## Exercise brief
All lines from the beginning of the listing through the line with "import clsx from 'clsx'" are to be copied word for word; the pictures are not.

## Recorded information
+--

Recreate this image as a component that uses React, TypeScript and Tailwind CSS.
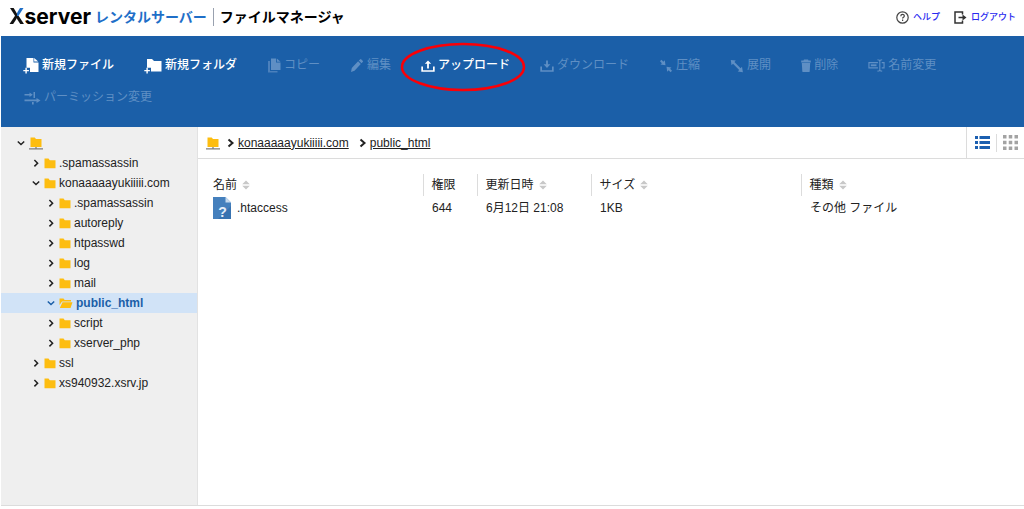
import { ReactNode } from 'react'
import clsx from 'clsx'

const FilePlusIcon = () => (
  <svg width="16" height="17" viewBox="0 0 16 17" fill="currentColor">
    <path d="M3.500 1h7v4.500H15.500V15H7v-4.200H3.500z" />
    <path d="M11.200 1l4 3.600h-4z" />
    <path d="M2.400 10.800h1.400v2.100h2.100v1.400H3.800v2.100H2.400v-2.100H.3v-1.400h2.100z" />
  </svg>
)

const FolderPlusIcon = () => (
  <svg width="18" height="17" viewBox="0 0 18 17" fill="currentColor">
    <path d="M3 2h5l2 2h7.500v10.500H7v-3.700H3z" />
    <path d="M2.400 10.800h1.400v2.100h2.100v1.400H3.800v2.100H2.400v-2.100H.3v-1.400h2.100z" />
  </svg>
)

const CopyIcon = () => (
  <svg width="14" height="16" viewBox="0 0 14 16" fill="currentColor">
    <path d="M4 1.500h5v4H13.500V13H4z" />
    <path d="M9.800 1.500l3.700 3.300H9.800z" />
    <path d="M1 4h2v10h7.500v1.500H1z" opacity=".7" />
  </svg>
)

const PencilIcon = () => (
  <svg width="14" height="16" viewBox="0 0 14 16" fill="currentColor">
    <path d="M10 2.400a1 1 0 011.400 0l1.300 1.300a1 1 0 010 1.400l-1.200 1.200-2.700-2.700zM8.100 4.300l2.700 2.700-6.300 6.800L1 15l.8-4z" />
  </svg>
)

const UploadIcon = () => (
  <svg width="14" height="16" viewBox="0 0 14 16" fill="currentColor">
    <path d="M7 3.500l3.200 3.300H7.900V11.500H6.100V6.800H3.800z" />
    <path d="M.3 9.500H2v3.700h10V9.500h1.700v5.200H.3z" />
  </svg>
)

const DownloadIcon = () => (
  <svg width="14" height="16" viewBox="0 0 14 16" fill="currentColor">
    <path d="M6.100 3.500h1.800v3.700h2.500L7 11 3.600 7.200h2.500z" />
    <path d="M.3 9.500H2v3.700h10V9.500h1.700v5.200H.3z" />
  </svg>
)

const CompressIcon = () => (
  <svg width="14" height="16" viewBox="0 0 14 16" fill="currentColor">
    <path d="M2.400 2.800l2 1.900 1.400-1.400.7 5-5-.7L2.900 6.200 1 4.200zM11.600 15.200l-2-1.900-1.400 1.400-.7-5 5 .7-1.400 1.400 1.900 2z" />
  </svg>
)

const ExpandIcon = () => (
  <svg width="14" height="16" viewBox="0 0 14 16" fill="currentColor">
    <path d="M.8 3l5 .6-1.400 1.400 6.200 6.200 1.400-1.400.9 5.400-5.200-.8 1.500-1.400L3 6.800 1.500 8.300z" />
  </svg>
)

const TrashIcon = () => (
  <svg width="10" height="16" viewBox="0 0 10 16" fill="currentColor">
    <path d="M3 2.500h4l.5 1h2.300v2H.2v-2h2.300zM.8 6h8.400l-.5 8.200a1 1 0 01-1 .9H2.300a1 1 0 01-1-.9z" />
  </svg>
)

const RenameIcon = () => (
  <svg width="17" height="16" viewBox="0 0 18 16" fill="none" stroke="currentColor" strokeWidth="1.200">
    <path d="M10.500 5.500H1v5.500h9.500M14.500 5.500H17v5.500h-2.500M10 2.500c1.700 0 2.500.4 2.500 1.500v9c0 1.100-.8 1.500-2.500 1.500M15 2.500c-1.700 0-2.500.4-2.500 1.500M15 14.500c-1.700 0-2.500-.4-2.500-1.500" />
    <path d="M3 8.300h6" strokeWidth="2" />
  </svg>
)

const PermissionIcon = () => (
  <svg width="18" height="16" viewBox="0 0 18 16" fill="currentColor">
    <path d="M1.500 5h5V3.500l3.300 2.300-3.300 2.300V6.600h-5zM10.500 3H12v6h-1.500zM1.500 10.500h12V9l4 2.500-4 2.500v-1.700h-12zM9 13h1.700v2.500H9z" />
  </svg>
)

const FolderIcon = () => (
  <svg width="12" height="12" viewBox="0 0 12 12">
    <path d="M.5 1.500h4l1.300 1.700h5.700v8H.5z" fill="#fdbd10" />
  </svg>
)

const OpenFolderIcon = () => (
  <svg width="14" height="12" viewBox="0 0 14 12" fill="#fdbd10">
    <path d="M.5 1.500h4L5.700 3H12v1.500H3L.5 8z" />
    <path d="M3.500 5.200h10L11.500 11H.8z" />
  </svg>
)

const ServerFolderIcon = () => (
  <svg width="14" height="14" viewBox="0 0 14 14">
    <path d="M1.500 1.500h4.200L7 3h5.500v8h-11z" fill="#fdbd10" />
    <path d="M0 12.800h14M7 11v2" stroke="#7d7d7d" strokeWidth="1.300" />
  </svg>
)

const Chevron = ({ open, bold, className }: { open?: boolean; bold?: boolean; className?: string }) => (
  <svg width="8" height="10" viewBox="0 0 8 10" fill="none" stroke="currentColor" strokeWidth={bold ? 2 : 1.5} className={className}>
    <path d={open ? 'M.8 3.500L4 6.500l3.200-3' : bold ? 'M1.500 1.500L5.500 5l-4 3.500' : 'M2.400 2L5.600 5.200l-3.200 3.200'} />
  </svg>
)

const SortIcon = () => (
  <svg width="8" height="10" viewBox="0 0 8 10" fill="#c8c8c8">
    <path d="M4 .5L7.800 4.200H.2zM4 9.500L.2 5.800h7.600z" />
  </svg>
)

const UnknownFileIcon = () => (
  <span className="relative flex h-[22px] w-[18px] shrink-0 items-center justify-center">
    <svg width="18" height="22" viewBox="0 0 18 22" className="absolute inset-0">
      <path d="M0 0h12.500L18 5.500V22H0z" fill="#4580bd" />
      <path d="M18 9v13H5z" fill="#2c65a5" opacity=".5" />
      <path d="M12.500 0v5.500H18z" fill="#c6daee" />
    </svg>
    <span className="relative pt-2 pl-px text-sm leading-4 font-bold text-[#e4eef8]">?</span>
  </span>
)

const actions: { label: string; icon: ReactNode; enabled?: boolean; marked?: boolean }[] = [
  { label: '新規ファイル', icon: <FilePlusIcon />, enabled: true },
  { label: '新規フォルダ', icon: <FolderPlusIcon />, enabled: true },
  { label: 'コピー', icon: <CopyIcon /> },
  { label: '編集', icon: <PencilIcon /> },
  { label: 'アップロード', icon: <UploadIcon />, enabled: true, marked: true },
  { label: 'ダウンロード', icon: <DownloadIcon /> },
  { label: '圧縮', icon: <CompressIcon /> },
  { label: '展開', icon: <ExpandIcon /> },
  { label: '削除', icon: <TrashIcon /> },
  { label: '名前変更', icon: <RenameIcon /> },
  { label: 'パーミッション変更', icon: <PermissionIcon /> },
]

const tree = [
  { name: '.spamassassin', level: 1 },
  { name: 'konaaaaayukiiiii.com', level: 1, open: true },
  { name: '.spamassassin', level: 2 },
  { name: 'autoreply', level: 2 },
  { name: 'htpasswd', level: 2 },
  { name: 'log', level: 2 },
  { name: 'mail', level: 2 },
  { name: 'public_html', level: 2, open: true, selected: true },
  { name: 'script', level: 2 },
  { name: 'xserver_php', level: 2 },
  { name: 'ssl', level: 1 },
  { name: 'xs940932.xsrv.jp', level: 1 },
]

const columns = [
  { label: '名前', sortable: true, width: 'w-[225px]' },
  { label: '権限', sortable: false, width: 'w-[54px]' },
  { label: '更新日時', sortable: true, width: 'w-[114px]' },
  { label: 'サイズ', sortable: true, width: 'w-[210px]' },
  { label: '種類', sortable: true, width: '' },
]

function Header() {
  return (
    <header className="flex h-9 items-center justify-between pr-2 pb-0.5 pl-2">
      <h1 className="flex items-center text-sm font-bold text-black">
        <span className="font-['Inter',sans-serif] text-[21px] leading-6 font-bold">
          <span className="bg-[conic-gradient(#1f6fc8_90deg,#111_90deg)] bg-clip-text text-transparent">X</span>
          server
        </span>
        <span className="ml-1 text-[#1f6fc8]">レンタルサーバー</span>
        <span className="mx-1.5 h-[18px] w-px bg-gray-400" />
        <span>ファイルマネージャ</span>
      </h1>
      <nav className="flex items-center gap-3.5 text-[9px] font-medium text-[#2a2af0]">
        <a href="#help" className="flex items-center gap-1">
          <svg width="13" height="13" viewBox="0 0 13 13" fill="none" stroke="#444" strokeWidth="1.200">
            <circle cx="6.500" cy="6.500" r="5.700" />
            <path d="M4.800 5.200c0-2.300 3.500-2.300 3.500-.2 0 1.300-1.700 1.300-1.700 2.600M6.600 8.600v1.300" />
          </svg>
          ヘルプ
        </a>
        <a href="#logout" className="flex items-center gap-1">
          <svg width="13" height="13" viewBox="0 0 13 13">
            <path d="M8.500 3.500V1H1v11h7.500V9.500" fill="none" stroke="#333" strokeWidth="1.500" />
            <path d="M4.500 5.700h4V3.500l4 3-4 3V7.300h-4z" fill="#333" />
          </svg>
          ログアウト
        </a>
      </nav>
    </header>
  )
}

function Toolbar() {
  return (
    <div className="flex flex-wrap gap-x-[30px] bg-[#1b5fa8] pt-[13px] pr-6 pb-3.5 pl-[22px]">
      {actions.map((a) => (
        <button
          key={a.label}
          disabled={!a.enabled}
          className={clsx(
            'relative flex h-8 items-center gap-[3px] whitespace-nowrap',
            a.enabled ? 'font-medium text-white' : 'text-[#5f8fc4]',
          )}
        >
          {a.icon}
          {a.label}
          {a.marked && (
            <svg width="126" height="50" viewBox="0 0 126 50" className="pointer-events-none absolute -top-[7px] -left-[21px]">
              <ellipse cx="63" cy="25" rx="61" ry="23" fill="none" stroke="#fb0007" strokeWidth="2.500" />
            </svg>
          )}
        </button>
      ))}
    </div>
  )
}

function Sidebar() {
  return (
    <aside className="w-[197px] shrink-0 border-r border-[#e2e2e2] bg-[#efefef] pt-1.5">
      <button className="flex h-5 w-full items-center gap-1 pl-4" aria-label="ルート">
        <Chevron open />
        <ServerFolderIcon />
      </button>
      {tree.map((node, i) => (
        <button
          key={i}
          className={clsx(
            'flex h-5 w-full items-center',
            node.level === 1 ? 'pl-[31px]' : 'pl-[46px]',
            node.selected && 'bg-[#d1e3f7] font-bold text-[#1b5fa8]',
          )}
        >
          <Chevron open={node.open} />
          <span className="mr-[3px] ml-1">{node.selected ? <OpenFolderIcon /> : <FolderIcon />}</span>
          {node.name}
        </button>
      ))}
    </aside>
  )
}

function Breadcrumb() {
  return (
    <div className="flex h-8 border-b border-[#dcdcdc]">
      <nav className="flex flex-1 items-center pl-2">
        <a href="#root" aria-label="ルート">
          <ServerFolderIcon />
        </a>
        <Chevron bold className="mr-[3px] ml-[7px]" />
        <a href="#domain" className="underline">konaaaaayukiiiii.com</a>
        <Chevron bold className="mr-[3px] ml-2.5" />
        <a href="#public_html" className="underline">public_html</a>
      </nav>
      <div className="flex items-center gap-1.5 border-l border-[#dcdcdc] pr-1.5 pl-2">
        <button aria-label="リスト表示">
          <svg width="15" height="15" viewBox="0 0 15 15" fill="#1b5fb0">
            <path d="M0 1h3v3H0zM4.500 1H15v3H4.500zM0 6h3v3H0zM4.500 6H15v3H4.500zM0 11h3v3H0zM4.500 11H15v3H4.500z" />
          </svg>
        </button>
        <span className="h-[18px] w-px bg-[#dcdcdc]" />
        <button aria-label="アイコン表示">
          <svg width="15" height="15" viewBox="0 0 15 15" fill="#a3a3a3">
            <path d="M0 0h3.500v3.500H0zM5.750 0h3.500v3.500h-3.500zM11.500 0H15v3.500h-3.500zM0 5.750h3.500v3.500H0zM5.750 5.750h3.500v3.500h-3.500zM11.500 5.750H15v3.500h-3.500zM0 11.500h3.500V15H0zM5.750 11.500h3.500V15h-3.500zM11.500 11.500H15V15h-3.500z" />
          </svg>
        </button>
      </div>
    </div>
  )
}

function FileTable() {
  return (
    <table className="mt-[15px] w-full table-fixed text-left">
      <thead>
        <tr>
          {columns.map((c, i) => (
            <th
              key={c.label}
              className={clsx('h-[22px] p-0 font-normal', c.width, i ? 'border-l border-[#dcdcdc] pl-2' : 'pl-[15px]')}
            >
              <span className="flex items-center gap-[5px]">
                {c.label}
                {c.sortable && <SortIcon />}
              </span>
            </th>
          ))}
        </tr>
      </thead>
      <tbody>
        <tr>
          <td className="h-6 p-0 pl-[15px]">
            <span className="flex items-center gap-1.5">
              <UnknownFileIcon />
              .htaccess
            </span>
          </td>
          <td className="p-0 pl-[9px]">644</td>
          <td className="p-0 pl-[9px]">6月12日 21:08</td>
          <td className="p-0 pl-[9px]">1KB</td>
          <td className="p-0 pl-[9px]">その他 ファイル</td>
        </tr>
      </tbody>
    </table>
  )
}

export default function App() {
  return (
    <div className="flex min-h-screen flex-col bg-white pb-[3px] pl-px font-['Liberation_Sans','Noto_Sans_CJK_JP',sans-serif] text-xs text-[#222]">
      <Header />
      <Toolbar />
      <div className="flex flex-1 border-b border-[#dcdcdc]">
        <Sidebar />
        <main className="min-w-0 flex-1">
          <Breadcrumb />
          <FileTable />
        </main>
      </div>
    </div>
  )
}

+--

## Completed exercise
Recreate this image as a component that uses React, TypeScript and Tailwind CSS.
import { ReactNode } from 'react'
import clsx from 'clsx'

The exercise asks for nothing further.